I often wonder if I’ve screwed up my children. Not only do I enact terrible punishments like limited screen time or healthy options before sugar, but I also insist they do homework and get to bed at a reasonable time.
Most of all, though, I worry that I literally screwed them up. You know, genetically.
I have a veritable soup of family history maladies to pass on to them. Plus; I have my own limitations, bad days, breakdowns, and personal failings they’ve had to witness. They continue to witness. They witnessed just this morning.
The real punch to the gut comes when they exhibit signs of mental illness themselves: anxiety, fixation, depression, and negative self-talk.
As I rub my kid’s back and tell him advice I didn’t follow the day before, I wonder, What have I done?? The unhelpful voice in my head adds, This is your fault, You are a terrible mom, and You shouldn’t have had children. Some days, it adds, They would be better off without you.
Back when we were deciding whether to have children yet, I worried about such ‘logical’ conclusions. I didn’t feel like the best genetic specimen.
The thing is: no one is the best genetic specimen.
True, there are some people with very serious cases and/or horrible genetic diseases. Those people are true heroes, in my mind, for choosing the difficult option to not reproduce.
Besides those, I’m really just about as crazy as the next person. Mostly. In fact, compared to many of my relatives and ancestors (who obviously procreated), I’m stable enough to run a small country. But, as I said, they still had children. I even have a few distant relations who I think shouldn’t have had children and still did. And you know what? Their kids are fine. Mostly.
In trying to play Devil’s Advocate to my own mind; let’s suppose a hypothetical situation: What if I were a perfect parent? To continue that fantasy, my kids would have to be born perfect. Their kids would. And so on. Then, as happens in every sci-fi story line, the rest of the world would hunt us down and assassinate our family out of envy.
No one is perfect, at least by the definition of making no mistakes.
Further, despite what one of my kids thinks, mistakes are essential to life. Mistakes make us human and that’s not a bad thing to be. Frankly, we don’t have another option since we were born like this.

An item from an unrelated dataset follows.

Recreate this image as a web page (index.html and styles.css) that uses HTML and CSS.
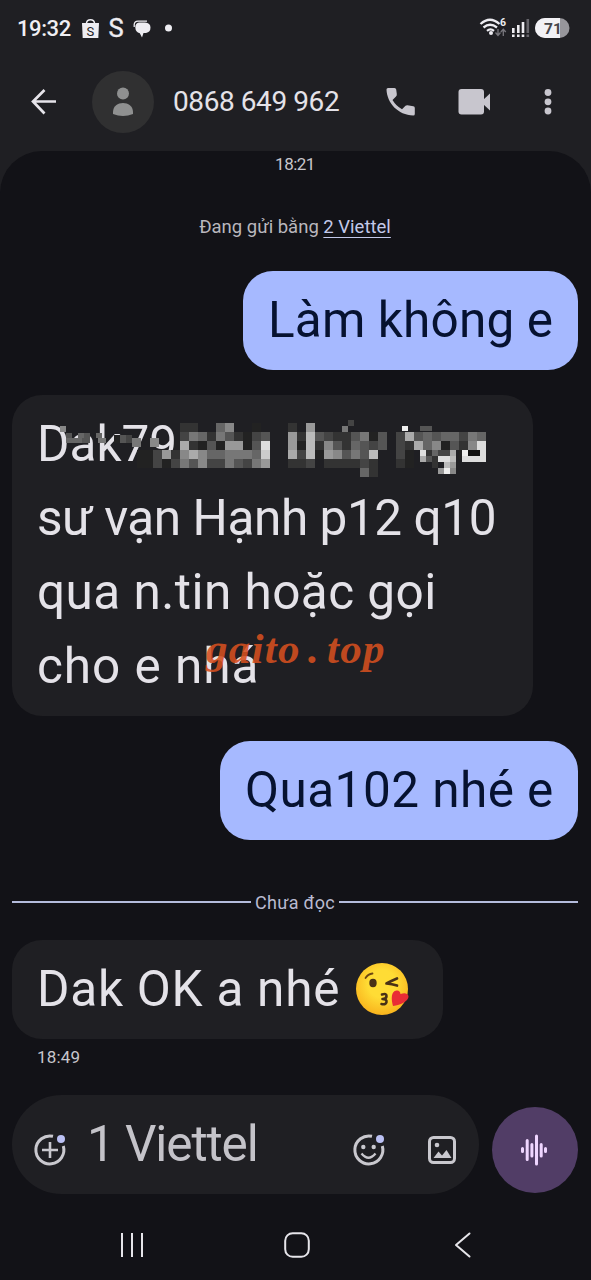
FILE: index.html
```
<!DOCTYPE html>
<html lang="vi">
<head>
<meta charset="utf-8">
<title>0868 649 962</title>
<link rel="stylesheet" href="styles.css">
</head>
<body>
<div class="phone">
  <header class="top">
    <div class="status">
      <span class="clock">19:32</span>
      <svg class="status-left" width="90" height="26" viewBox="82 15 90 26">
        <path d="M82 23H99L98.3 38H82.7Z" fill="#eeedf2"/>
        <path d="M86.5 23C87 18.5 94 18.5 94.500 23" fill="none" stroke="#eeedf2" stroke-width="1.5"/>
        <text x="86.500" y="35.500" font-size="13" fill="#222126">S</text>
        <text x="108.500" y="37" font-size="25.500" fill="#eeedf2" stroke="#eeedf2" stroke-width=".4">S</text>
        <path d="M134.200 27V24.500Q134.500 21.200 138 21.200H147" fill="none" stroke="#eeedf2" stroke-width="1.300"/>
        <path d="M139 22.500H145Q150.500 23 150.500 27.500T146 33H143.500L142 37.500L139.800 33.200Q135.500 32 135.300 27.500Q135.300 23 139 22.500Z" fill="#eeedf2"/>
        <circle cx="168.500" cy="28" r="3.500" fill="#eeedf2"/>
      </svg>
      <svg class="status-right" width="92" height="24" viewBox="479 16 92 24">
        <g fill="none" stroke="#eeedf2" stroke-width="2.300">
          <path d="M480.500 24Q490 15.500 499.500 24"/><path d="M483.500 27.500Q490 22 497 27.500"/><path d="M487 30.800Q490.500 28 494 30.800"/>
        </g>
        <circle cx="491" cy="33" r="2" fill="#eeedf2"/>
        <text x="500" y="26" font-size="10.500" font-weight="700" fill="#eeedf2">6</text>
        <path d="M498 29V35M495.500 32.500L498 35.500L500.500 32.500M503.300 36V30M500.800 32L503.300 29.200L505.800 32" fill="none" stroke="#77767c" stroke-width="1.300"/>
        <g fill="#eeedf2"><rect x="512" y="28" width="2.600" height="5"/><rect x="517" y="25" width="2.600" height="8"/><rect x="521.700" y="22" width="2.600" height="11"/><rect x="512" y="34.500" width="2.600" height="2.500"/><rect x="517" y="34.500" width="2.600" height="2.500"/><rect x="521.700" y="34.500" width="2.600" height="2.500"/></g>
        <g fill="#66656b"><rect x="526.500" y="19" width="2.600" height="14"/><rect x="526.500" y="34.500" width="2.600" height="2.500"/></g>
        <rect x="535" y="18" width="34.500" height="20" rx="10" fill="#97969b"/>
        <path d="M560 18V38H545A10 10 0 0 1 545 18Z" fill="#f2f1f5"/>
        <text x="544" y="33.500" font-size="15.500" font-weight="700" fill="#46454a">71</text>
      </svg>
    </div>
    <div class="appbar">
      <svg class="back" width="26" height="26" viewBox="30 89 26 26" fill="none" stroke="#e6e4ea" stroke-width="2.700"><path d="M56 101.500H33M44.500 90L33 101.500L44.500 113.500"/></svg>
      <div class="avatar"><svg width="22" height="30" viewBox="0 0 22 30" fill="#8f9090"><circle cx="11" cy="6.500" r="6"/><path d="M1 27V25C1 13 21 13 21 25V27Q11 31 1 27Z"/></svg></div>
      <h1 class="title">0868 649 962</h1>
      <svg class="actions" width="170" height="30" viewBox="385 87 170 30" fill="#c8c6ce">
        <path d="M388 88H394.500Q396 88 396.200 89.500L396.800 94Q397 95.500 396 96.500L392.500 100Q396 106 402 109.200L405.500 105.700Q406.500 105 407.500 105.200L413.300 106.300Q414.800 106.600 414.800 108V114Q414.800 115.500 413.300 115.500C398 115 387 103 386.500 89.500Q386.500 88 388 88Z"/>
        <rect x="458.500" y="89" width="25.500" height="25.500" rx="3"/><path d="M483 100L490 93.500V110.500L483 104Z"/>
        <circle cx="548" cy="92.500" r="3.400"/><circle cx="548" cy="101.800" r="3.400"/><circle cx="548" cy="111" r="3.400"/>
      </svg>
    </div>
  </header>

  <main class="thread">
    <time class="stamp-top">18:21</time>
    <p class="sim-note">Đang gửi bằng <a class="sim-link">2 Viettel</a></p>
    <div class="bubble sent b1"><span>Làm không e</span></div>
    <div class="bubble received b2">
      <span class="l1">Dak79</span><span class="l2">sư vạn Hạnh p12 q10</span><span class="l3">qua n.tin hoặc gọi</span><span class="l4">cho e nhá</span>
      <svg class="mosaic" id="mosaic" width="460" height="70" viewBox="40 415 460 70" shape-rendering="crispEdges"></svg>
      <div class="watermark">gaito<i class="dot">.</i>top</div>
    </div>
    <div class="bubble sent b3"><span>Qua102 nhé e</span></div>
    <div class="unread"><span>Chưa đọc</span></div>
    <div class="bubble received b4"><span>Dak OK a nhé</span>
      <svg class="emoji" width="56" height="54" viewBox="0 0 56 54">
        <defs><radialGradient id="face" cx=".5" cy=".4" r=".6"><stop offset=".45" stop-color="#ffdc35"/><stop offset="1" stop-color="#f9b41d"/></radialGradient></defs>
        <circle cx="27" cy="26" r="26" fill="url(#face)"/>
        <ellipse cx="18" cy="20" rx="3.700" ry="4.200" fill="#493116"/>
        <path d="M10.500 15Q13 11 17.500 10.500" fill="none" stroke="#6d4712" stroke-width="1.800" stroke-linecap="round"/>
        <path d="M42 15.500Q36 18 31.500 20.500Q37 21 42 22.500" fill="none" stroke="#493116" stroke-width="2.700" stroke-linecap="round" stroke-linejoin="round"/>
        <path d="M27 31.500Q31.500 30 31.500 33T27.500 36Q32 36 31.500 39T26.500 41" fill="none" stroke="#493116" stroke-width="2.600" stroke-linecap="round" stroke-linejoin="round"/>
        <path d="M38 43C36 36 36 28 41.500 27.500Q45 27 45.500 31Q52 29 53.500 33C54 38 46 42 38 43Z" fill="#e92c35"/>
      </svg>
    </div>
    <time class="stamp-bottom">18:49</time>
  </main>

  <footer class="composer">
    <div class="field">
      <svg width="34" height="34" viewBox="0 0 34 34" fill="none" stroke="#c9c8ce" stroke-width="3"><path d="M20 3.300A14 14 0 1 0 30.300 13"/><path d="M9 17H25M17 9V25" stroke-width="2.600"/><circle cx="28" cy="6" r="4" fill="#bbc1f4" stroke="none"/></svg>
      <span class="placeholder">1 Viettel</span>
      <svg class="smile" width="34" height="34" viewBox="0 0 34 34" fill="none" stroke="#c9c8ce" stroke-width="3"><path d="M20 3.300A14 14 0 1 0 30.300 13"/><circle cx="11.300" cy="14" r="2.200" fill="#c9c8ce" stroke="none"/><circle cx="21.700" cy="14" r="2.200" fill="#c9c8ce" stroke="none"/><path d="M9.500 20.500Q16.500 29 23.500 20.500" stroke-width="2.300"/><circle cx="28" cy="6" r="4" fill="#bbc1f4" stroke="none"/></svg>
      <svg class="picture" width="30" height="30" viewBox="0 0 30 30" fill="#c9c8ce"><rect x="2.500" y="2.500" width="25" height="25" rx="4" fill="none" stroke="#c9c8ce" stroke-width="3"/><circle cx="10" cy="10" r="2.300"/><path d="M6.500 23L11.500 16.500L15 20.500L19.500 15L24.500 23Z"/></svg>
    </div>
    <div class="voice"><svg width="28" height="32" viewBox="0 0 28 32" stroke="#efd6ff" stroke-width="3" stroke-linecap="round"><path d="M2.500 14.500V17.500M7.200 6.500V25.500M11.900 10.500V22M16.500 2V30M21.200 10.500V22M25.500 14.500V17.500"/></svg></div>
  </footer>
  <nav class="nav">
    <svg width="24" height="26" viewBox="0 0 24 26" fill="none" stroke="#e6e5ea" stroke-width="2"><path d="M2 1V25M12 1V25M22 1V25"/></svg>
    <svg width="26" height="26" viewBox="0 0 26 26" fill="none" stroke="#e6e5ea" stroke-width="2"><rect x="1.200" y="1.200" width="23.600" height="23.600" rx="7.500"/></svg>
    <svg width="18" height="26" viewBox="0 0 18 26" fill="none" stroke="#e6e5ea" stroke-width="2" stroke-linecap="round" stroke-linejoin="round"><path d="M15.500 1.500L2 13L15.500 24.500"/></svg>
  </nav>
</div>
<script src="mosaic.js"></script>
</body>
</html>
```
FILE: styles.css
```
* { box-sizing: border-box; }
body { margin: 0; background: #121217; font-family: Roboto, "Noto Sans", sans-serif; color: #e4e2e8; }
.phone { width: 591px; height: 1280px; display: flex; flex-direction: column; background: #121217; overflow: hidden; }
.top { height: 151px; background: #1f1f23; flex: none; }
.status { height: 56px; display: flex; align-items: center; padding: 0 20px 0 17px; }
.status svg { overflow: visible; }
.clock { width: 65px; font-size: 22px; font-weight: 500; letter-spacing: -0.4px; color: #f0eff4; }
.status-right { margin-left: auto; }
.appbar { display: flex; height: 91px; align-items: center; padding-left: 30px; }
.avatar { width: 62px; height: 62px; margin-left: 36px; border-radius: 50%; background: #303031; display: grid; place-items: center; }
.title { margin: 0 0 0 19px; width: 212px; font-size: 28px; font-weight: 400; letter-spacing: -0.42px; white-space: nowrap; }
.thread { height: 943px; flex: none; padding: 2px 13px 0 12px; display: flex; flex-direction: column; border-radius: 42px 42px 0 0; background: #121217; box-shadow: 0 -45px 0 45px #1f1f23; clip-path: inset(0); }
.stamp-top { height: 22px; line-height: 22px; text-align: center; font-size: 17px; letter-spacing: -0.5px; color: #c8c6cc; }
.sim-note { margin: 41px 0 0; height: 24px; line-height: 22px; font-size: 18.5px; text-align: center; color: #b9b7bd; white-space: nowrap; }
.sim-link { color: #c3c9ea; text-decoration: underline; text-underline-offset: 4px; }
.bubble { flex: none; border-radius: 30px; padding: 12px 25px 14px; font-size: 49.5px; line-height: 74px; white-space: nowrap; }
.bubble span { display: block; width: max-content; }
.sent { align-self: flex-end; background: #a6b9ff; color: #061230; height: 99px; }
.received { align-self: flex-start; background: #1f1f23; }
.b1 { width: 335px; margin-top: 31px; letter-spacing: 0.15px; }
.b2 { position: relative; width: 521px; height: 321px; margin-top: 25px; }
.l2 { letter-spacing: -0.43px; }
.l3 { letter-spacing: 0.46px; }
.l4 { letter-spacing: 0.95px; }
.mosaic { position: absolute; left: 28px; top: 20px; }
.watermark { position: absolute; left: 194px; top: 226px; font: italic 700 43px/56px "Liberation Serif", serif; letter-spacing: 1.3px; color: #d64f1f; opacity: .88; }
.dot { padding: 0 7px; }
.b3 { width: 358px; margin-top: 25px; letter-spacing: 0.45px; }
.unread { margin-top: 49px; height: 26px; display: flex; align-items: center; gap: 4px; font-size: 18px; letter-spacing: 0.3px; color: #b9bad0; white-space: nowrap; }
.unread::before, .unread::after { content: ""; flex: 1; height: 2px; background: #b4bcdc; }
.b4 { display: flex; width: 431px; height: 99px; margin-top: 25px; letter-spacing: 0.75px; }
.emoji { margin: 11px 0 0 15px; flex: none; }
.stamp-bottom { margin: 7px 0 0 25px; line-height: 22px; font-size: 17px; letter-spacing: 0.2px; color: #c8c6cc; }
.composer { display: flex; height: 100px; flex: none; align-items: flex-start; padding: 1px 13px 0 12px; }
.field { width: 467px; height: 99px; border-radius: 50px; background: #1f1f23; display: flex; align-items: center; padding: 11px 22px 0 21px; }
.placeholder { margin: -13px 0 0 20px; width: 265px; font-size: 49.5px; letter-spacing: -1.1px; line-height: 70px; white-space: nowrap; color: #c4c3c9; }
.picture { margin-left: 41px; }
.voice { width: 86px; height: 86px; margin: 12px 0 0 13px; flex: none; border-radius: 50%; background: #513d66; display: grid; place-items: center; padding-right: 3px; }
.nav { display: flex; padding: 38px 118px 0 120px; }
.nav svg:nth-child(2) { margin-left: 140px; }
.nav svg:nth-child(3) { margin-left: 144px; }
```
FILE: mosaic.js
```
// Each block: x, y, cell width, cell height, then one gray level (hex digit) per cell; "-" is empty.
const blocks = [
  [60, 426, 6, 6, "8"],
  [66, 433, 6, 5, "5-65-6"],
  [66, 438, 8, 5, "665-7-43-"],
  [114, 435, 6, 8, "254"],
  [132, 438, 9, 9, "7-8"],
  [180, 423, 9, 9, "33--68--2-"],
  [180, 432, 9, 9, "4763753245"],
  [180, 441, 9, 9, "a32529925d"],
  [137, 450, 8, 9, "22222"],
  [137, 459, 8, 9, "22222"],
  [153, 450, 9, 9, "493"],
  [180, 450, 9, 9, "8a8667776c"],
  [153, 459, 9, 9, "4247584475479"],
  [288, 423, 9, 9, "3-9"],
  [342, 426, 6, 6, "7"],
  [348, 420, 6, 6, "4"],
  [288, 432, 9, 9, "93b54335725"],
  [288, 441, 9, 9, "92b38536545"],
  [288, 450, 9, 9, "a4b298575b"],
  [288, 459, 9, 9, "334-333343"],
  [360, 468, 9, 9, "63"],
  [402, 426, 6, 5, "e--55"],
  [396, 432, 9, 9, "4a56566476"],
  [396, 441, 9, 9, "43a682538d"],
  [396, 450, 9, 9, "42-----2-d"],
  [420, 450, 6, 6, "d3644a-e11d"],
  [420, 456, 6, 6, "a53ddb-dddd"],
  [396, 459, 9, 9, "32"],
  [432, 462, 6, 6, "3-b9"],
  [438, 468, 6, 6, "9e8"]
];
const svg = document.getElementById("mosaic");
for (const [x, y, w, h, cells] of blocks) {
  [...cells].forEach((c, i) => {
    if (c === "-") return;
    const r = document.createElementNS("http://www.w3.org/2000/svg", "rect");
    r.setAttribute("x", x + i * w);
    r.setAttribute("y", y);
    r.setAttribute("width", w);
    r.setAttribute("height", h);
    r.setAttribute("fill", "#" + c + c + c);
    svg.appendChild(r);
  });
}
```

To specifically answer those negative thoughts of my mind:
- This is your fault: Blame doesn’t matter. What can we do moving forward?
- You are a terrible mom: I am a good mom because they are alive and we keep trying.
- You shouldn’t have had children: I’ve had the children and will continue to raise them well.
- They would be better off without you: Of course they wouldn’t be better off without me. Have you seen how stepmothers in fairy tales are?
Having kids is hard no matter what. Beating myself up over their problems only adds to my mental strain and depressive triggers. Choosing to be pragmatic and move forward with what I have is a better option than giving up and hoping they’ll still turn out. Even if “moving forward” means that I might have to get checked into a recovery program, that makes a better future (one in which mom’s still around) than trying to maintain an impossible reality.
I saved the best benefit for last: since everyone deals with some sort of mental or physical issue at some point in life, my struggles and authentic life lessons are preparing my children for their own futures. Because of what they start with, what they learn, and what I teach them; they will be loving, honest, supportive, and self-aware.
They will, as every parent dreams, be able to make the world a better place. Someone’s got to live in the future, after all. I may as well try to help mine be better. Mostly.